Set exercise
Which lines below hold the word "components"? Copy all of them.

Source data
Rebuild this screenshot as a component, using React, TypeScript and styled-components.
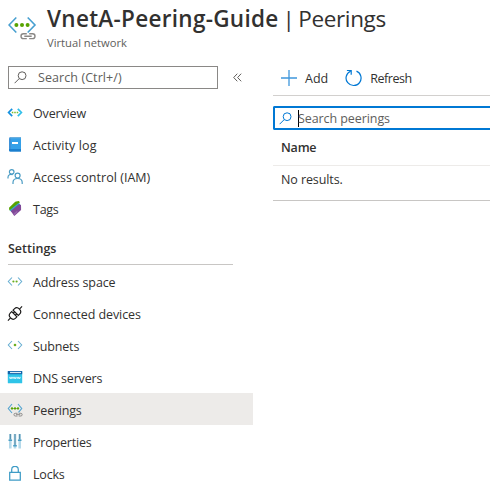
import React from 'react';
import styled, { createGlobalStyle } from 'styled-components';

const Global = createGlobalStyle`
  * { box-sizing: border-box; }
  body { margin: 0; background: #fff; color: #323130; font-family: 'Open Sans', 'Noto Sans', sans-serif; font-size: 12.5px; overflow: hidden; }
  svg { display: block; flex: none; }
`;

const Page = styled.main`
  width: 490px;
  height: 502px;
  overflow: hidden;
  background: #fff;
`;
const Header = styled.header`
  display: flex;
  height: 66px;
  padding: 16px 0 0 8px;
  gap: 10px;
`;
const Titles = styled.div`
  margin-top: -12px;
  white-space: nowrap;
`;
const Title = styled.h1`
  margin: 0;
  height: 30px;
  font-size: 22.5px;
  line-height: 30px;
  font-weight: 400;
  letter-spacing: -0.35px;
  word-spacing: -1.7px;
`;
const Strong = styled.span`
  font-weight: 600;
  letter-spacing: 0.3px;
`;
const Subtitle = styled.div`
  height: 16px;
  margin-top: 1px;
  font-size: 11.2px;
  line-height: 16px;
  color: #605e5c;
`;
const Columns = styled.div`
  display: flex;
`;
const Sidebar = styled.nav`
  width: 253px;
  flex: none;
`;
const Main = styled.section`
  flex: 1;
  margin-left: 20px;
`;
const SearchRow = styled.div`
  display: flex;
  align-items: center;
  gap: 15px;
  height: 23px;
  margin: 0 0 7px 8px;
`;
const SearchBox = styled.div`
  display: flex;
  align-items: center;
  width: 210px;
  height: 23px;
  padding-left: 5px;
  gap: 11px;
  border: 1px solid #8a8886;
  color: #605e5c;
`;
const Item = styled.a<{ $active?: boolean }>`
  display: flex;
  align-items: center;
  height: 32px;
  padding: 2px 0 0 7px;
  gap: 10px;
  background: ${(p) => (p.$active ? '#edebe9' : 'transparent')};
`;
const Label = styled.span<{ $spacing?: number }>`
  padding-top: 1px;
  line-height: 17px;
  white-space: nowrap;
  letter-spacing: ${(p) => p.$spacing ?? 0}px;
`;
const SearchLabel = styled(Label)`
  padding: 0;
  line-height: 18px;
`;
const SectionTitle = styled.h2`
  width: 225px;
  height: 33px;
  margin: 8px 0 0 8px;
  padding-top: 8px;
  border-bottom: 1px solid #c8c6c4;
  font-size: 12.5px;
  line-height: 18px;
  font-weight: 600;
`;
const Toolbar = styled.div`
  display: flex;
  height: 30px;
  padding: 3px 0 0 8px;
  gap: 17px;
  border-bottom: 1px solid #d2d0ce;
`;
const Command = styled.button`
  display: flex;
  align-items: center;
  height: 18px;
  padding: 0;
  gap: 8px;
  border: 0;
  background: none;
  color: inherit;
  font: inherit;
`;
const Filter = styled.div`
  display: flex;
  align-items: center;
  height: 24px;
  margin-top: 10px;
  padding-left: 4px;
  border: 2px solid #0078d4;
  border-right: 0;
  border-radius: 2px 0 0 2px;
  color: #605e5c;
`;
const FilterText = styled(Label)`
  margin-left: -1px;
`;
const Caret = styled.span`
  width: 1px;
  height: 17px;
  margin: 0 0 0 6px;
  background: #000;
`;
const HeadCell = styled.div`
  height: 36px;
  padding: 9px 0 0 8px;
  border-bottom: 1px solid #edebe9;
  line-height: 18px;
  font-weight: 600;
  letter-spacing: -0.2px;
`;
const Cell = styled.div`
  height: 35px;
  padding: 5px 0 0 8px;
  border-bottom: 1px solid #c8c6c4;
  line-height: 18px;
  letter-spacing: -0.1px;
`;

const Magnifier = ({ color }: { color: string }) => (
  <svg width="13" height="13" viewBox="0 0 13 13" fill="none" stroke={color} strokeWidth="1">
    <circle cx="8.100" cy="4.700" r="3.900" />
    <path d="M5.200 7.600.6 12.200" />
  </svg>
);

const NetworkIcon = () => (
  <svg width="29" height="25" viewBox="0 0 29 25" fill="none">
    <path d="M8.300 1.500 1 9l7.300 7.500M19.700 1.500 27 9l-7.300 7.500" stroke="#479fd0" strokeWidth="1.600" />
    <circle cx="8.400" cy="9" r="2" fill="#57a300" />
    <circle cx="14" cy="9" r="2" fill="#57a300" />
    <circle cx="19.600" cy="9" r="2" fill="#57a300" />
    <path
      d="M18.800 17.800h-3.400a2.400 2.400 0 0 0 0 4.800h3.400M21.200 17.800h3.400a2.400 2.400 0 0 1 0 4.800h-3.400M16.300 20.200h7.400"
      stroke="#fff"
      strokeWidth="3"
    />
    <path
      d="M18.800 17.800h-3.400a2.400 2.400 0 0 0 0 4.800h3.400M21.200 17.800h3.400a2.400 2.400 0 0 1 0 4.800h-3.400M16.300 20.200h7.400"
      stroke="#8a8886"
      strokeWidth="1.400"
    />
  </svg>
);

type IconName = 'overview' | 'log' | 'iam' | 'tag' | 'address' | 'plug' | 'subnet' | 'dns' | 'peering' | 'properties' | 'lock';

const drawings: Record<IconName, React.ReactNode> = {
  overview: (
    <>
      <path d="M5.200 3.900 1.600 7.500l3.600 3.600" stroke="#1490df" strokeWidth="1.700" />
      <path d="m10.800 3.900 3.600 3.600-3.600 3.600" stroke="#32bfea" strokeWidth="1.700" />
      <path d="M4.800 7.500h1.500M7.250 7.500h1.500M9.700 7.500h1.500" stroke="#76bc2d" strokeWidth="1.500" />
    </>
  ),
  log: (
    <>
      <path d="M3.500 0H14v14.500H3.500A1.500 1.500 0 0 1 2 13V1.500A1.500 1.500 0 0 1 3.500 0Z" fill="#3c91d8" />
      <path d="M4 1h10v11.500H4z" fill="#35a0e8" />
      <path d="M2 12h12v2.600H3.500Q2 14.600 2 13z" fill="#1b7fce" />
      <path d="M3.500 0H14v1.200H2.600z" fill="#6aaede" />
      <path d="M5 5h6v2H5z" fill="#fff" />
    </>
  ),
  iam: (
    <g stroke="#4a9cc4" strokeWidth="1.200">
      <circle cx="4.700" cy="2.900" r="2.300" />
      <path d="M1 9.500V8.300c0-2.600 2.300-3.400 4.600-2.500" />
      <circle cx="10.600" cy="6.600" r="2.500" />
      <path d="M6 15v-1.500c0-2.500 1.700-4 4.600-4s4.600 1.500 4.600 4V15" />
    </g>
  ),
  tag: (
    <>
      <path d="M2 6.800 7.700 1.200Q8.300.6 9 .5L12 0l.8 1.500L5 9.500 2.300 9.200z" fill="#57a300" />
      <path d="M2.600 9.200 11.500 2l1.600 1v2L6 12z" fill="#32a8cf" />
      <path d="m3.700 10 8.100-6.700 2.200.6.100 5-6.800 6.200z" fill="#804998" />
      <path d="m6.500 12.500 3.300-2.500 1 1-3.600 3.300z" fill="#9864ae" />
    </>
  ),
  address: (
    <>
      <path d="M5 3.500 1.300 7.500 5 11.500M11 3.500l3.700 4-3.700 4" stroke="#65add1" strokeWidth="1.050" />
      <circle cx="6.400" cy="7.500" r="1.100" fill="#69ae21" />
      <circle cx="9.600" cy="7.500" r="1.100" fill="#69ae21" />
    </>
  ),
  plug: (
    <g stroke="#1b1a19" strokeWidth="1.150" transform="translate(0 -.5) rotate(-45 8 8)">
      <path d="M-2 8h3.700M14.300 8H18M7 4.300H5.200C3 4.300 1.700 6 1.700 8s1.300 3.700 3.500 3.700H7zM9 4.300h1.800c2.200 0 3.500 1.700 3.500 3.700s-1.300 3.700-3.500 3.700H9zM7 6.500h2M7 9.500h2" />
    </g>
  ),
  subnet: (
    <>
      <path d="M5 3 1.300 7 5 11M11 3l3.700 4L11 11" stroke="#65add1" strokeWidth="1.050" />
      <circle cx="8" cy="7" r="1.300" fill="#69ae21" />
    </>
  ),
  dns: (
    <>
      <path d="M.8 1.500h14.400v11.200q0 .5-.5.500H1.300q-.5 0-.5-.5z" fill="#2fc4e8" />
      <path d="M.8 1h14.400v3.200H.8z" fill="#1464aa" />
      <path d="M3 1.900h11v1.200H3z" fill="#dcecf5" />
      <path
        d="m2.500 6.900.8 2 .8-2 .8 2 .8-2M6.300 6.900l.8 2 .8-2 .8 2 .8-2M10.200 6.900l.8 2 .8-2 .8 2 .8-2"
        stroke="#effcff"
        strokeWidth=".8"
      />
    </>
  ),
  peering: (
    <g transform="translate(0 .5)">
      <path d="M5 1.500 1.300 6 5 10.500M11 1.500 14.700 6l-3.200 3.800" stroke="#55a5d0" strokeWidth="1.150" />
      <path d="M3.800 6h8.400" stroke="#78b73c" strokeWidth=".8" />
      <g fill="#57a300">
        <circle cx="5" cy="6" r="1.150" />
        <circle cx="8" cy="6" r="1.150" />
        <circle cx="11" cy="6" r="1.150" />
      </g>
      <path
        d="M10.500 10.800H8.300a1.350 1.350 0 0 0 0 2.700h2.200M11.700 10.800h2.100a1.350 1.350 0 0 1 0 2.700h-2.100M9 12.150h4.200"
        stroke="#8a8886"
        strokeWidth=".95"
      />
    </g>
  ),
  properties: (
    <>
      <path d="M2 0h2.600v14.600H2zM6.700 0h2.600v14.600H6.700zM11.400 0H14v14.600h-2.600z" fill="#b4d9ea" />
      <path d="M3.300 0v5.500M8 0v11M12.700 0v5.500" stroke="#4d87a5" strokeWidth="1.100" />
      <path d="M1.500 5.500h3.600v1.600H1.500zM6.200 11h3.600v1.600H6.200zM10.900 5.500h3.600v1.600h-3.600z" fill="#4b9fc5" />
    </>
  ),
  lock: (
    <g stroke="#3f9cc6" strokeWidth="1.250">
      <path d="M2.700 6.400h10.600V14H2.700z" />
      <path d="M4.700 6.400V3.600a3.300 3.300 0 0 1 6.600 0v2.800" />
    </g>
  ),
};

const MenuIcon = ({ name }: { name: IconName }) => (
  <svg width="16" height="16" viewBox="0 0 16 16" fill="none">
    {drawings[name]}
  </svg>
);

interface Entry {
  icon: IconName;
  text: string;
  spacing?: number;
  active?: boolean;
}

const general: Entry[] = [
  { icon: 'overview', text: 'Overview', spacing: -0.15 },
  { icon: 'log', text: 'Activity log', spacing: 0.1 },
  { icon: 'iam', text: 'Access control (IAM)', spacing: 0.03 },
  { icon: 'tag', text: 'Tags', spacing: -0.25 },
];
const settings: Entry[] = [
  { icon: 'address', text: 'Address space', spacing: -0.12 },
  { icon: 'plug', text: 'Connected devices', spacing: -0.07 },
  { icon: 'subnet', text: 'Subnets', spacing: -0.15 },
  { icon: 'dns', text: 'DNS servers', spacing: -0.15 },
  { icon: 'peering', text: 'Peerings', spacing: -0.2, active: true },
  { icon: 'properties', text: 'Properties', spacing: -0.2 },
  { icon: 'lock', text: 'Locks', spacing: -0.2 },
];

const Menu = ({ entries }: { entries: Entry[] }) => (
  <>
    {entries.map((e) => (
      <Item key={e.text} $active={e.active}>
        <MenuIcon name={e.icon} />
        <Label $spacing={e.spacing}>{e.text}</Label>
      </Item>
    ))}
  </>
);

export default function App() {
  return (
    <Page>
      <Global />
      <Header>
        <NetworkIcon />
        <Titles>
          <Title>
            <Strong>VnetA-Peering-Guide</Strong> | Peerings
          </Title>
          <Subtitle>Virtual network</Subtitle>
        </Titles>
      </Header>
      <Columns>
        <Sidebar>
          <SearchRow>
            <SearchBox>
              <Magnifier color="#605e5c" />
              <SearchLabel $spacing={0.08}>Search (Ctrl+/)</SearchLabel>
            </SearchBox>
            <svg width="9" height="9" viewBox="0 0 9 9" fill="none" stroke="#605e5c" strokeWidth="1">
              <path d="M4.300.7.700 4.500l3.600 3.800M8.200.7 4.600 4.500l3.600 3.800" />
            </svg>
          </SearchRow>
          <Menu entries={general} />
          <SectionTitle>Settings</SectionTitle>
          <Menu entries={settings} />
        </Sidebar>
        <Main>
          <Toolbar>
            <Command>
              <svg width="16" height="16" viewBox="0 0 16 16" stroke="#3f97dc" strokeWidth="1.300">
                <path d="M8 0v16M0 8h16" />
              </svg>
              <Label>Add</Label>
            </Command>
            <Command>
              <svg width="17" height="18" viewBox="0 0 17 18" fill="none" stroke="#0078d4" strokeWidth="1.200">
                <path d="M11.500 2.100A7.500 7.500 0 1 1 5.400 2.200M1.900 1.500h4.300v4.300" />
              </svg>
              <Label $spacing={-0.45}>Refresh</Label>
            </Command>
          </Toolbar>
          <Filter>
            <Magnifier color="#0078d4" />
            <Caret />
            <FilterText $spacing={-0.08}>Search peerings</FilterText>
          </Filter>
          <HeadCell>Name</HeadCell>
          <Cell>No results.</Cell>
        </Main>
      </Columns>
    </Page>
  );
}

Answer in full
Rebuild this screenshot as a component, using React, TypeScript and styled-components.
import styled, { createGlobalStyle } from 'styled-components';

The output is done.